His latest gesture follows suit. Mutiny After Midnight, the second album from Simpson under his Johnny Blue Skies moniker following 2024's classic-rock-indebted Passage du Desir, is out on Friday. And much to the chagrin of streaming service execs and chart-watchers, it's only being released in physical formats (vinyl, CD and cassette). Unless you listened to it in the brief window where Simpson himself leaked the album on YouTube, you'll have to break out the turntable, CD player or tape deck to check it out. 

Mutiny After Midnight is co-credited to Simpson's rocking backing band The Dark Clouds — guitarist Laur Joamets, bassist Kevin Black, drummer Miles Miller and keyboardist and saxophonist Robbie Crowell.
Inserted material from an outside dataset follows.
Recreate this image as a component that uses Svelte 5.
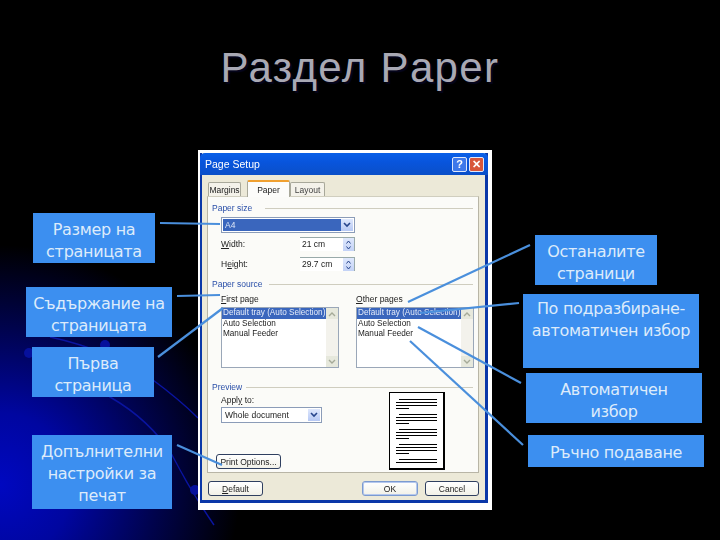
<script>
  const thumbGroups = [
    [[3,38],[0,41],[0,41],[0,13]],
    [[3,38],[0,41],[0,41],[0,13]],
    [[3,38],[0,41],[0,41],[0,13]],
    [[3,38],[0,41],[0,41],[0,13]],
    [[3,38],[0,41]]
  ];
  const callouts = [
    { cls: 'b1', lines: ['Размер на', 'страницата'] },
    { cls: 'b2', lines: ['Съдържание на', 'страницата'] },
    { cls: 'b3', lines: ['Първа', 'страница'] },
    { cls: 'b4', lines: ['Допълнителни', 'настройки за', 'печат'] },
    { cls: 'r1', lines: ['Останалите', 'страници'] },
    { cls: 'r2 top', lines: ['По подразбиране-', 'автоматичен избор'] },
    { cls: 'r3', lines: ['Автоматичен', 'избор'] },
    { cls: 'r4', lines: ['Ръчно подаване'] }
  ];
  const connectors = [
    [160,223,220,224],[177,296,220,295],[158,357,223,308],[177,445,222,465],
    [530,245,408,302],[519,303,420,313],[521,383,418,327],[523,445,410,341]
  ];
  const sources = ['Default tray (Auto Selection)', 'Auto Selection', 'Manual Feeder'];
</script>

<div class="slide">
  <svg class="bg" viewBox="0 0 720 540" width="720" height="540" aria-hidden="true">
    <defs>
      <radialGradient id="glow" cx="0" cy="485" r="240" gradientUnits="userSpaceOnUse">
        <stop offset="0" stop-color="#0008c0"/>
        <stop offset="0.3" stop-color="#0006a0"/>
        <stop offset="0.65" stop-color="#00034e"/>
        <stop offset="1" stop-color="#000"/>
      </radialGradient>
    </defs>
    <rect width="720" height="540" fill="#000"/>
    <rect width="720" height="540" fill="url(#glow)"/>
    <g fill="none" stroke="#0a14a0" stroke-width="1.5">
      <path d="M50 337 Q110 350 153 380 Q180 400 198 418"/>
      <path d="M105 345 Q110 375 110 397 Q150 420 172 455 Q190 490 214 525"/>
      <path d="M28 353 Q70 370 110 397"/>
    </g>
    <g fill="#06109c">
      <circle cx="29" cy="353" r="5"/>
      <circle cx="105" cy="345" r="5"/>
      <circle cx="195" cy="490" r="5"/>
    </g>
  </svg>

  <h1 class="title">Раздел Paper</h1>

  <div class="frame">
    <div class="window">
      <div class="titlebar">
        <span class="ttext">Page Setup</span>
        <span class="cap help">?</span>
        <span class="cap close">✕</span>
      </div>
      <div class="tabs">
        <span class="tab t1">Margins</span>
        <span class="tab active">Paper</span>
        <span class="tab t3">Layout</span>
      </div>
      <div class="panel">
        <div class="legend"><span>Paper size</span><i></i></div>
        <div class="select s1">
          <span class="val sel">A4</span><span class="drop"><svg viewBox="0 0 8 6" width="8" height="6"><path d="M1 1l3 3 3-3" fill="none" stroke="#27458c" stroke-width="1.6"/></svg></span>
        </div>
        <div class="row r-w"><span class="lbl"><u>W</u>idth:</span><span class="spin"><span>21 cm</span><span class="arrows"><svg viewBox="0 0 11 14" width="11" height="14"><path d="M3.5 5.5L5.5 3l2 2.500M3.500 8.500l2 2.500 2-2.500" fill="none" stroke="#27458c"/></svg></span></span></div>
        <div class="row r-h"><span class="lbl">H<u>e</u>ight:</span><span class="spin"><span>29.7 cm</span><span class="arrows"><svg viewBox="0 0 11 14" width="11" height="14"><path d="M3.5 5.5L5.5 3l2 2.500M3.500 8.500l2 2.500 2-2.500" fill="none" stroke="#27458c"/></svg></span></span></div>

        <div class="legend l2"><span>Paper source</span><i></i></div>
        <div class="cols">
          {#each ['First page', 'Other pages'] as head}
            <div class="col">
              <div class="lbl"><u>{head[0]}</u>{head.slice(1)}</div>
              <div class="list">
                <div class="items">
                  {#each sources as s, i}
                    <div class="item" class:hi={i === 0}>{s}</div>
                  {/each}
                </div>
                <div class="sb">
                  <span class="sbb"><svg viewBox="0 0 8 6" width="8" height="6"><path d="M1 5l3-3 3 3" fill="none" stroke="#a5aa98" stroke-width="1.4"/></svg></span>
                  <span class="sbb"><svg viewBox="0 0 8 6" width="8" height="6"><path d="M1 1l3 3 3-3" fill="none" stroke="#a5aa98" stroke-width="1.4"/></svg></span>
                </div>
              </div>
            </div>
          {/each}
        </div>

        <div class="legend l3"><span>Preview</span><i></i></div>
        <div class="preview">
          <div class="pleft">
            <div class="lbl apply">Appl<u>y</u> to:</div>
            <div class="select s2">
              <span class="val">Whole document</span><span class="drop"><svg viewBox="0 0 8 6" width="8" height="6"><path d="M1 1l3 3 3-3" fill="none" stroke="#27458c" stroke-width="1.6"/></svg></span>
            </div>
            <div class="btn print">Print Options...</div>
          </div>
          <div class="page">
            {#each thumbGroups as g}
              <div class="pgroup">
                {#each g as [ml, w]}
                  <div class="pline" style="margin-left:{ml}px;width:{w}px"></div>
                {/each}
              </div>
            {/each}
          </div>
        </div>
      </div>
      <div class="footer">
        <div class="btn def"><u>D</u>efault</div>
        <div class="spacer"></div>
        <div class="btn ok">OK</div>
        <div class="btn cancel">Cancel</div>
      </div>
    </div>
  </div>

  {#each callouts as c}
    <div class="box {c.cls}">
      {#each c.lines as l}<div>{l}</div>{/each}
    </div>
  {/each}

  <svg class="lines" viewBox="0 0 720 540" width="720" height="540" aria-hidden="true">
    {#each connectors as [x1, y1, x2, y2]}
      <line {x1} {y1} {x2} {y2} stroke="#4a8fdc" stroke-width="2.200"/>
    {/each}
  </svg>
</div>

<style>
  :global(body) { margin: 0; background: #000; }
  .slide { position: relative; width: 720px; height: 540px; overflow: hidden; background: #000; }
  .bg, .lines { position: absolute; left: 0; top: 0; }
  .lines { pointer-events: none; }
  .title {
    position: absolute; left: 0; top: 44px; width: 720px; margin: 0;
    text-align: center; font: 400 42px/48px "Liberation Sans", Arial, sans-serif;
    color: #a9a9b4; letter-spacing: 1.35px; text-shadow: 2px 2px 1px #05051c;
  }
  .box {
    position: absolute; box-sizing: border-box; background: #3c8ff0; color: #dcebfb;
    display: flex; flex-direction: column; align-items: center; justify-content: center;
    padding-top: 5px;
    font: 400 16px/22px "DejaVu Sans", Verdana, sans-serif; text-align: center;
    letter-spacing: -0.3px; white-space: nowrap;
  }
  .box.top { justify-content: flex-start; padding-top: 4px; }
  .b1 { left: 33px; top: 213px; width: 122px; height: 50px; }
  .b2 { left: 26px; top: 287px; width: 146px; height: 50px; }
  .b3 { left: 32px; top: 347px; width: 122px; height: 50px; }
  .b4 { left: 32px; top: 435px; width: 140px; height: 74px; padding-top: 3px; }
  .r1 { left: 535px; top: 235px; width: 122px; height: 50px; }
  .r2 { left: 523px; top: 294px; width: 176px; height: 74px; }
  .r3 { left: 526px; top: 373px; width: 176px; height: 50px; }
  .r4 { left: 528px; top: 435px; width: 176px; height: 32px; padding-top: 3px; }

  .frame {
    position: absolute; left: 198px; top: 150px; width: 294px; height: 360px;
    box-sizing: border-box; background: #fff; padding: 3px 4px 7px 2px;
  }
  .window {
    height: 100%; box-sizing: border-box; background: #ece9d8;
    border: solid #0a37a8; border-width: 0 3px 3px 2px;
    display: flex; flex-direction: column;
    font: 8.5px/12px "Liberation Sans", Tahoma, sans-serif; color: #222;
    filter: blur(0.35px);
  }
  .titlebar {
    height: 22px; margin: 0 -3px 0 -2px; display: flex; align-items: center; padding: 0 4px 0 5px;
    background: linear-gradient(#0a60e8, #0855dd 40%, #0a4fc8);
    border-radius: 5px 5px 0 0; color: #fff;
  }
  .ttext { font-size: 10.5px; flex: 1; }
  .cap {
    width: 15px; height: 15px; margin-left: 2px; border: 1px solid #dfe8fb; border-radius: 2px;
    box-sizing: border-box; display: flex; align-items: center; justify-content: center;
    font: 700 11px/1 "Liberation Sans", sans-serif; color: #fff;
  }
  .help { background: #3e78ea; }
  .close { background: #d8563a; }
  .tabs { display: flex; align-items: flex-end; height: 21px; margin-left: 6px; flex: none; }
  .tab {
    box-sizing: border-box; height: 14px; background: #f4f2ea; border: 1px solid #a8a89a; border-bottom: 0;
    border-radius: 2px 2px 0 0; display: flex; align-items: center; justify-content: center;
  }
  .t1 { width: 33px; }
  .active {
    width: 43px; height: 17px; margin-left: 6px; background: #fcfcfa;
    border-top: 2px solid #f0a030; position: relative; top: 1px; z-index: 1;
  }
  .t3 { width: 35px; color: #444; }
  .panel {
    margin-left: 5px; width: 272px; height: 277px; box-sizing: border-box; flex: none;
    background: #fbfbf8; border: 1px solid #b8b5a6; border-top-color: #d0cebf; padding: 5px 0 0 4px;
  }
  .legend { display: flex; align-items: center; height: 12px; gap: 13px; color: #2a4fa8; padding-right: 5px; }
  .legend span { white-space: nowrap; }
  .legend i { flex: 1; height: 1px; background: #cfcdbf; }
  .l2 { margin-top: 7px; gap: 6px; }
  .l3 { margin-top: 13px; gap: 4px; }
  .select, .row, .cols, .preview { margin-left: 9px; }
  .select {
    display: flex; box-sizing: border-box; padding: 1px; background: #fff;
    border: 1px solid #8b9cb8; height: 16px; align-items: stretch;
  }
  .s1 { width: 134px; margin-top: 3px; }
  .s2 { width: 101px; margin: 1px 0 0; }
  .val { flex: 1; padding-left: 2px; line-height: 12px; white-space: nowrap; overflow: hidden; }
  .val.sel { background: #3a66bd; color: #dde6f7; }
  .drop {
    width: 12px; display: flex; align-items: center; justify-content: center;
    background: linear-gradient(#dfe8fd, #b6c8f4); flex: none;
  }
  .row { display: flex; align-items: center; width: 134px; height: 14px; }
  .r-w { margin-top: 4px; }
  .r-h { margin-top: 6px; }
  .lbl { white-space: nowrap; }
  .row .lbl { width: 79px; }
  .spin { flex: 1; display: flex; justify-content: space-between; padding-left: 2px; background: #fff; border-top: 1px solid #9aa; border-right: 1px solid #9aa; height: 14px; box-sizing: border-box; line-height: 12px; }
  .arrows { width: 11px; height: 13px; display: block; background: linear-gradient(#dfe8fd, #c3d2f6); overflow: hidden; }
  .arrows svg { display: block; }
  .cols { display: flex; gap: 17px; margin-top: 3px; }
  .col { width: 118px; }
  .col .lbl { height: 12px; }
  .list {
    margin-top: 2px; height: 61px; box-sizing: border-box; display: flex;
    background: #fff; border: 1px solid #9aa7b8;
  }
  .items { flex: 1; min-width: 0; font-size: 8.2px; }
  .item { height: 10px; line-height: 10px; white-space: nowrap; overflow: hidden; padding-left: 1px; }
  .item.hi { height: 11px; background: #3a66bd; color: #e5ecfa; }
  .sb {
    width: 12px; display: flex; flex-direction: column; justify-content: space-between;
    background: #f3f2ec; flex: none;
  }
  .sbb { height: 11px; display: flex; align-items: center; justify-content: center; background: #e6e8dc; }
  .preview { display: flex; }
  .pleft { width: 168px; }
  .apply { margin-top: 1px; }
  .btn {
    box-sizing: border-box; height: 15px; display: flex; align-items: center; justify-content: center;
    background: linear-gradient(#fff, #f2f1e8); border: 1px solid #2f3f60; border-radius: 3px;
    white-space: nowrap;
  }
  .print { width: 65px; margin: 31px 0 0 -5px; }
  .page {
    width: 56px; height: 78px; margin-top: -1px; box-sizing: border-box; background: #fff;
    border: 1px solid #000; border-right-width: 2px; border-bottom-width: 2px;
    padding: 6px 0 0 6px; display: flex; flex-direction: column; gap: 5px;
  }
  .pgroup { display: flex; flex-direction: column; gap: 2px; }
  .pline { height: 1px; background: #000; }
  .footer { display: flex; padding: 8px 6px 0 6px; }
  .spacer { flex: 1; }
  .def { width: 55px; }
  .ok { width: 56px; border-color: #7b9ad0; box-shadow: inset 0 0 0 1px #b5c8ee; }
  .cancel { width: 54px; margin-left: 7px; }
</style>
Long one of the best live acts in the Americana realm, Simpson and crew's musical chemistry is the star of the album.

Mutiny melds the dance-forward, hard-charging rock tunes on 2019's anime-soundtracking tale of samurai and cowboys Sound & Fury with the soulful grooves on the masterful 2016 LP A Sailor's Guide to Earth. The lyrics on Mutiny aren't quite as literary as the writing on either of those predecessors, or any Simpson album, really. Lines like “I got that Hunter Biden energy / I’ll make a hooker fuck around and fall in love” in the title track “Make America Fuk Again” [sic] are there to enhance the Boogie at the End of the World vibe. They're more or less set dressing for the genuinely killer backing tracks that mash up country, funk and disco.

The fusion of disco and country, specifically, has been a prominent talking point in the lead-up to the album's release. Even Simpson himself called it “disco hedonism.” There's certainly a rhinestone-studded danceability to Mutiny, but my mind kept returning to country funk, a sound Simpson has dabbled in before (see the groovy rendition of "Long White Line" on 2014's Metamodern Sounds in Country Music). 

Word isn't out yet on whether Johnny Blue Skies and the Dark Clouds will be making it to Nashville on their upcoming tour, but if they do, make sure to bring your dancing shoes. See the band’s website and Instagram profile for updates.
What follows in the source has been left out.